▶ **The data**
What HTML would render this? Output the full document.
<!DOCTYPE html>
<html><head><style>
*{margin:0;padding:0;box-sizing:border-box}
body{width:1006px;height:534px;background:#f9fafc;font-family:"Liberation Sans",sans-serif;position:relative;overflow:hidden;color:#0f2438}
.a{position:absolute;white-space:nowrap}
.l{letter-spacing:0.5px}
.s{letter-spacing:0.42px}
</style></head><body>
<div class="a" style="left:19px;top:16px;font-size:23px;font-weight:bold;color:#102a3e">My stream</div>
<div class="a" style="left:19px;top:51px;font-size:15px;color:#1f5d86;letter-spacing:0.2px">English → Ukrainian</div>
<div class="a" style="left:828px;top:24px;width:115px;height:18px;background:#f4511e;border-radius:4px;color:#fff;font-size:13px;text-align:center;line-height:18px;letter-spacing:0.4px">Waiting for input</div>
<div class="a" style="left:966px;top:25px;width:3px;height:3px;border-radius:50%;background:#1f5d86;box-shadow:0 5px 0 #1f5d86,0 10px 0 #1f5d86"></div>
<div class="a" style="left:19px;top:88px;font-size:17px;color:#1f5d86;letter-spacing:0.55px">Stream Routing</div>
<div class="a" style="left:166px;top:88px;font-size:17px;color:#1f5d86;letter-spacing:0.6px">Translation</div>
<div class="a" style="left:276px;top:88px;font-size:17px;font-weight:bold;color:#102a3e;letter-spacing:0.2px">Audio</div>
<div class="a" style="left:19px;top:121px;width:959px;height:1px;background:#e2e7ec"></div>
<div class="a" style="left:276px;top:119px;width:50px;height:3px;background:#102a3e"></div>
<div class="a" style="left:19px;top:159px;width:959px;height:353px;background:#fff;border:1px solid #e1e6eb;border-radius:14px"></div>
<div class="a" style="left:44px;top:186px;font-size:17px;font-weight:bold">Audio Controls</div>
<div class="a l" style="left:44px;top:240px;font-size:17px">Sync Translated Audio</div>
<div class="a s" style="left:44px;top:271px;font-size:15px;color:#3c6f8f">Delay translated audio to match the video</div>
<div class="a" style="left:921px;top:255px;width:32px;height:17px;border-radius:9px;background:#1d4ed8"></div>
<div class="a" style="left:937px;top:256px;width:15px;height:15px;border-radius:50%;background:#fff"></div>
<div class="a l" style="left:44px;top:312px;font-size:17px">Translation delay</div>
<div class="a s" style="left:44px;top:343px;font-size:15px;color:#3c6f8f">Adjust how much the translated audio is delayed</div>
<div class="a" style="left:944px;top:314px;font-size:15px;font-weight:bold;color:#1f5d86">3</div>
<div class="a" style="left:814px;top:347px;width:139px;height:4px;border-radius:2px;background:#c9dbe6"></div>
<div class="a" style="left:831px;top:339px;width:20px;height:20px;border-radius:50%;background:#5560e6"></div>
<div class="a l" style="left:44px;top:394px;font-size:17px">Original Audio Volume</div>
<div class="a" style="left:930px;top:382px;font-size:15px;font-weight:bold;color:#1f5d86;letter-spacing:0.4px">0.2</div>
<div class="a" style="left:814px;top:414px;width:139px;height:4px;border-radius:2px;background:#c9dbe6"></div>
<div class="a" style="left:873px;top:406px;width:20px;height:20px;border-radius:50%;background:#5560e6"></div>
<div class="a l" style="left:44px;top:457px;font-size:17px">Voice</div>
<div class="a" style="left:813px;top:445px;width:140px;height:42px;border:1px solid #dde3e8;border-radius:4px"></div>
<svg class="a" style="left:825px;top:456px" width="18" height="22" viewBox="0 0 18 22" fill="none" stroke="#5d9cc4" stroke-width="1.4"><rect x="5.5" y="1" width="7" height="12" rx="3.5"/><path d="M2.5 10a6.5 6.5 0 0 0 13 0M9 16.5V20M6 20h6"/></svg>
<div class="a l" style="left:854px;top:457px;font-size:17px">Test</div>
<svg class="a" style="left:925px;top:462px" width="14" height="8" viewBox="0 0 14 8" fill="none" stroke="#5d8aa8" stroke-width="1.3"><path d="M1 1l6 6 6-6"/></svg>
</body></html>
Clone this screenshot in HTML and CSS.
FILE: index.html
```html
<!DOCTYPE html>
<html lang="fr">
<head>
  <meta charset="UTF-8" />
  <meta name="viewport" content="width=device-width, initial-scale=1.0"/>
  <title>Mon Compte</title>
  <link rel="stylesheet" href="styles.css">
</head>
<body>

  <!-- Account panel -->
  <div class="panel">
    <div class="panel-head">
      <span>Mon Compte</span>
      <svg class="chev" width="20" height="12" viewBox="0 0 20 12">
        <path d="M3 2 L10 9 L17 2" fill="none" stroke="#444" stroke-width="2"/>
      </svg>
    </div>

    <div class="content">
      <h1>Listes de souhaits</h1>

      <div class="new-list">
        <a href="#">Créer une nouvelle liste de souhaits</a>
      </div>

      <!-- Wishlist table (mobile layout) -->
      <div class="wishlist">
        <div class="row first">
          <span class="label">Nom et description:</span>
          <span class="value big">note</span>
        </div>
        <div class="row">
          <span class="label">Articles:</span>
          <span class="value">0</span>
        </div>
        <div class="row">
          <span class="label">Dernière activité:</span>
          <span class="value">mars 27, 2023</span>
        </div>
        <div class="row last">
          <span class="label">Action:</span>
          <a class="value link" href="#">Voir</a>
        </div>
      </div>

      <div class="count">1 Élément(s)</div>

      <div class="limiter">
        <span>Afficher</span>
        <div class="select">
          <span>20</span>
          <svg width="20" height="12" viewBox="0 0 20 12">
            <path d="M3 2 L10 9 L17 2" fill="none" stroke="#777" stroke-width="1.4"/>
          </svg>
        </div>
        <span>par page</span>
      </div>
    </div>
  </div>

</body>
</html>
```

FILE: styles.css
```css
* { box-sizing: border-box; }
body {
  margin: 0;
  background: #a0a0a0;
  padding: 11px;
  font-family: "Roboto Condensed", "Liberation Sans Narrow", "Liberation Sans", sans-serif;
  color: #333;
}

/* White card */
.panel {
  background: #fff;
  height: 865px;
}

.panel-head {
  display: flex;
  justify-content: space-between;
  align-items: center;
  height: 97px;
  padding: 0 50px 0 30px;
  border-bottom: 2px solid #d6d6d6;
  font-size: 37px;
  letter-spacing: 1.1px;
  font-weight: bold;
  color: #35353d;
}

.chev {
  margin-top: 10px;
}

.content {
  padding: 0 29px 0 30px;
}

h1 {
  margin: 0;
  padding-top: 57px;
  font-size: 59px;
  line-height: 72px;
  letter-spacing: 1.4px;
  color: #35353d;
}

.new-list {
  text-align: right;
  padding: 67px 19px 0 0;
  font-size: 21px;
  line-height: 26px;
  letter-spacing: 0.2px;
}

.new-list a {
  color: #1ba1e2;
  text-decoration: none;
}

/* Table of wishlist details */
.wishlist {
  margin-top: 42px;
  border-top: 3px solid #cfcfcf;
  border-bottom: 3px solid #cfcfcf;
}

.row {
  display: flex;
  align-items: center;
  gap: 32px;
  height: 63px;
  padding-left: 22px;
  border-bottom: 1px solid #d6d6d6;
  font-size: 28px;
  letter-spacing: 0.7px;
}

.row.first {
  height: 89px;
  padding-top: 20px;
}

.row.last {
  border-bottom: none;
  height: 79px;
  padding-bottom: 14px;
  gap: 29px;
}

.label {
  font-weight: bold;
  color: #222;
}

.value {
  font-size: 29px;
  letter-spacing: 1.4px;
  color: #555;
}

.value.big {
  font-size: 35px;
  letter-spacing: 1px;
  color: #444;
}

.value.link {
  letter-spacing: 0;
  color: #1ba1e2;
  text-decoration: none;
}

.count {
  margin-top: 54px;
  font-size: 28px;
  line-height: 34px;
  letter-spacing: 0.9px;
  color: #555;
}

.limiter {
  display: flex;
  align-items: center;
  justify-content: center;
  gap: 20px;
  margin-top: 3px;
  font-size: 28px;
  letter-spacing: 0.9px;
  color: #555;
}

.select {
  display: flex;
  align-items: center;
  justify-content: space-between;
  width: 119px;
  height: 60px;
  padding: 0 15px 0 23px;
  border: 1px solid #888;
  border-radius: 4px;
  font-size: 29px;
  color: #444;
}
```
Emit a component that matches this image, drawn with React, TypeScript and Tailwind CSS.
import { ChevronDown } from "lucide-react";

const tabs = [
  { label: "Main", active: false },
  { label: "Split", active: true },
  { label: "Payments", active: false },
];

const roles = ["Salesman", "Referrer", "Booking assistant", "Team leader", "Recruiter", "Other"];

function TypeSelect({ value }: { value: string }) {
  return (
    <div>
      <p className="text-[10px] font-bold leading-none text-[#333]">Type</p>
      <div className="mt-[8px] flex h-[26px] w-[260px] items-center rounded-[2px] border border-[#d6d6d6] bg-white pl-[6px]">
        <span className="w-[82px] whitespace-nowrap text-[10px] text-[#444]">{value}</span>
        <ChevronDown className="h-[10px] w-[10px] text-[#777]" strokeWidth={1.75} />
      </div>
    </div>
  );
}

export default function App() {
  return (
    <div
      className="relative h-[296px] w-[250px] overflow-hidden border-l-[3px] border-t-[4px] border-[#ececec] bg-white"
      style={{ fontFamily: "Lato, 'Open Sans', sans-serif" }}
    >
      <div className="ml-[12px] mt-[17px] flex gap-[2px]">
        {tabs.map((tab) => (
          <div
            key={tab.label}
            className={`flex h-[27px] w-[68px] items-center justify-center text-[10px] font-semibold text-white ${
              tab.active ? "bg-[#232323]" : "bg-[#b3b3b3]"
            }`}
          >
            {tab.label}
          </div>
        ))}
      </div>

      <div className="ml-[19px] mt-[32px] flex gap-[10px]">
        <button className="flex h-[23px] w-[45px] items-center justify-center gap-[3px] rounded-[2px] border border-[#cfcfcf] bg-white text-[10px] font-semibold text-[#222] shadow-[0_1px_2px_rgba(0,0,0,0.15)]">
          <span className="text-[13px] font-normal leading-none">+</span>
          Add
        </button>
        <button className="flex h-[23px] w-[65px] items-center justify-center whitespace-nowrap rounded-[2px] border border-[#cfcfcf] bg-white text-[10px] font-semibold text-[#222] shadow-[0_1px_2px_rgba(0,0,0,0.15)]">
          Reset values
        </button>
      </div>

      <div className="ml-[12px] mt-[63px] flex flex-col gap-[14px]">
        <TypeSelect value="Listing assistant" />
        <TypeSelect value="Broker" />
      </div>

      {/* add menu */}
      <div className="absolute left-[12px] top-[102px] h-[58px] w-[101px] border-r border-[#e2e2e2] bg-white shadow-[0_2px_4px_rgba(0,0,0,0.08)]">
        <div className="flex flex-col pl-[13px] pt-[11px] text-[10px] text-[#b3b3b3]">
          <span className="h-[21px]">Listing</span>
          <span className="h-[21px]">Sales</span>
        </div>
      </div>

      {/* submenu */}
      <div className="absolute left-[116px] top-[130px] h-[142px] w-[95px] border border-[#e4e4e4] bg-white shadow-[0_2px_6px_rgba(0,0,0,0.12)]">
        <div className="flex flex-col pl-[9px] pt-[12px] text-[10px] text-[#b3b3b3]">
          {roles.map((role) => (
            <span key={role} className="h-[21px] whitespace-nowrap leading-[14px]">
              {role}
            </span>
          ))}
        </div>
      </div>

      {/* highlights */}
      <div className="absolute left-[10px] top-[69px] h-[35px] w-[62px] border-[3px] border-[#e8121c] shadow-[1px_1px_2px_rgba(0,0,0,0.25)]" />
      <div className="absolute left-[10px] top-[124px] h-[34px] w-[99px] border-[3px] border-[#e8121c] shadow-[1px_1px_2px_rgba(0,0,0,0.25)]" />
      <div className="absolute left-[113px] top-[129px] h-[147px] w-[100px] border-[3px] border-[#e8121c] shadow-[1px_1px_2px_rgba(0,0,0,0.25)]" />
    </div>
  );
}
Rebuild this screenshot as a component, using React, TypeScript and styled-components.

▶ **Task to complete**
Locate each line with the word "this" and copy it.

▶ **In response**
What HTML would render this? Output the full document.
Clone this screenshot in HTML and CSS.
Emit a component that matches this image, drawn with React, TypeScript and Tailwind CSS.
Rebuild this screenshot as a component, using React, TypeScript and styled-components.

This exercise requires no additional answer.